For over 135 years, the New York City Fire Department (FDNY) and its quietly held Marine Unit have kept New York City residents safe. The FDNY has always been well known for its firefighting abilities, skills and bravery.
On September 11, 2001, when 343 members of the FDNY died as a result of a terrorist attack while attempting to rescue people trapped in the World Trade Center, the FDNY’s mission changed. Terrorism plots involving chemical and biological attacks, crippling infrastructure and attacking “soft targets” had to be countered, and for their part, the FDNY responded. The fire department developed an asymmetrical approach to combat a variety of threats, making it a force multiplier for New York City and the region. One of the assets the FDNY brought to the forefront was its Marine Unit.
FDNY Marine Unit
The Marine Unit was formed to fight the large pier fires that occurred during the later 19th and early 20th centuries. Prior to fireboats, the FDNY Marine Unit would move a horse-drawn fire cart onto a barge or other boat and float to the fire.

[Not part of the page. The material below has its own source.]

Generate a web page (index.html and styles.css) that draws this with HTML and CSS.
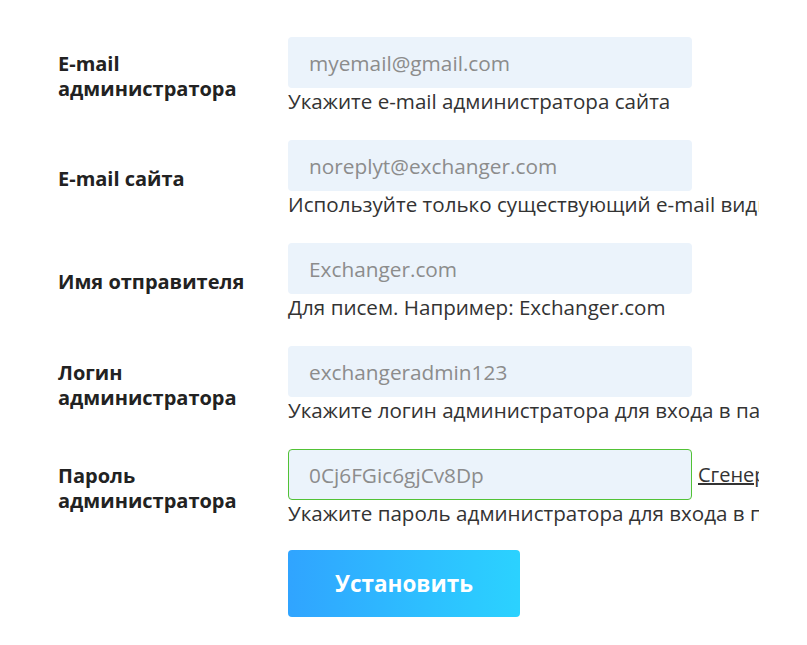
FILE: index.html
```html
<!DOCTYPE html>
<html lang="ru">
<head>
<meta charset="utf-8">
<link rel="stylesheet" href="styles.css">
</head>
<body>
<form class="form">
  <div class="row">
    <label class="label">E-mail<br>администратора</label>
    <div class="field">
      <div class="control"><input class="input" placeholder="myemail@gmail.com"></div>
      <div class="hint">Укажите e-mail администратора сайта</div>
    </div>
  </div>
  <div class="row">
    <label class="label">E-mail сайта</label>
    <div class="field">
      <div class="control"><input class="input" placeholder="noreplyt@exchanger.com"></div>
      <div class="hint">Используйте только существующий e-mail видимый для получателей писем</div>
    </div>
  </div>
  <div class="row">
    <label class="label">Имя отправителя</label>
    <div class="field">
      <div class="control"><input class="input" placeholder="Exchanger.com"></div>
      <div class="hint">Для писем. Например: Exchanger.com</div>
    </div>
  </div>
  <div class="row">
    <label class="label">Логин<br>администратора</label>
    <div class="field">
      <div class="control"><input class="input" placeholder="exchangeradmin123"></div>
      <div class="hint">Укажите логин администратора для входа в панель управления</div>
    </div>
  </div>
  <div class="row">
    <label class="label">Пароль<br>администратора</label>
    <div class="field">
      <div class="control"><input class="input input-ok" placeholder="0Cj6FGic6gjCv8Dp"><a class="gen" href="#">Сгенерировать</a></div>
      <div class="hint">Укажите пароль администратора для входа в панель управления</div>
    </div>
  </div>
  <div class="actions">
    <button class="btn" type="button">Установить</button>
  </div>
</form>
</body>
</html>
```
FILE: styles.css
```css
html, body {
  margin: 0;
  background: #fff;
}
body {
  font-family: "Open Sans", "Noto Sans", sans-serif;
  color: #333;
}
.form {
  width: 701px;
  padding: 37px 0 0 58px;
  overflow: hidden;
  display: flex;
  flex-direction: column;
  gap: 26px;
}
.row {
  display: grid;
  grid-template-columns: 230px 1fr;
  align-items: center;
}
.label {
  font-weight: 700;
  font-size: 20px;
  line-height: 25px;
  color: #222;
}
.field {
  min-width: 0;
}
.control {
  display: flex;
  align-items: center;
  white-space: nowrap;
}
.input {
  flex: none;
  box-sizing: border-box;
  width: 404px;
  height: 51px;
  border: 1px solid transparent;
  border-radius: 4px;
  background: #ebf3fb;
  padding: 0 20px;
  font-family: inherit;
  font-size: 20.8px;
  color: #333;
  outline: none;
}
.input::placeholder {
  color: #8c8c8c;
}
.input-ok {
  border: 1.5px solid #52c236;
}
.gen {
  margin-left: 6px;
  font-size: 20px;
  color: #333;
  text-decoration: underline;
}
.hint {
  font-size: 20.6px;
  line-height: 26px;
  white-space: nowrap;
  color: #333;
}
.actions {
  margin-top: -2px;
  padding-left: 230px;
}
.btn {
  width: 232px;
  height: 67px;
  border: 0;
  border-radius: 4px;
  background: linear-gradient(90deg, #30a4ff, #2bd2ff);
  color: #fff;
  font-family: inherit;
  font-weight: 700;
  font-size: 22.5px;
  cursor: pointer;
}
```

Now spread out over the five boroughs, the FDNY Marine Unit had gone from one firefighting unit to a high-tech force capable of responding to any incident that didn’t necessitate the use of ammunition. With an over $54 million grant from the DHS, the FDNY developed a state-of-the-art Marine Unit that is arguably the most capable and diverse resource in today’s public-safety arena. The FDNY thought through and incorporated a myriad of contingencies to ensure that its new fleet could handle whatever it may need to face today and 20 years down the road.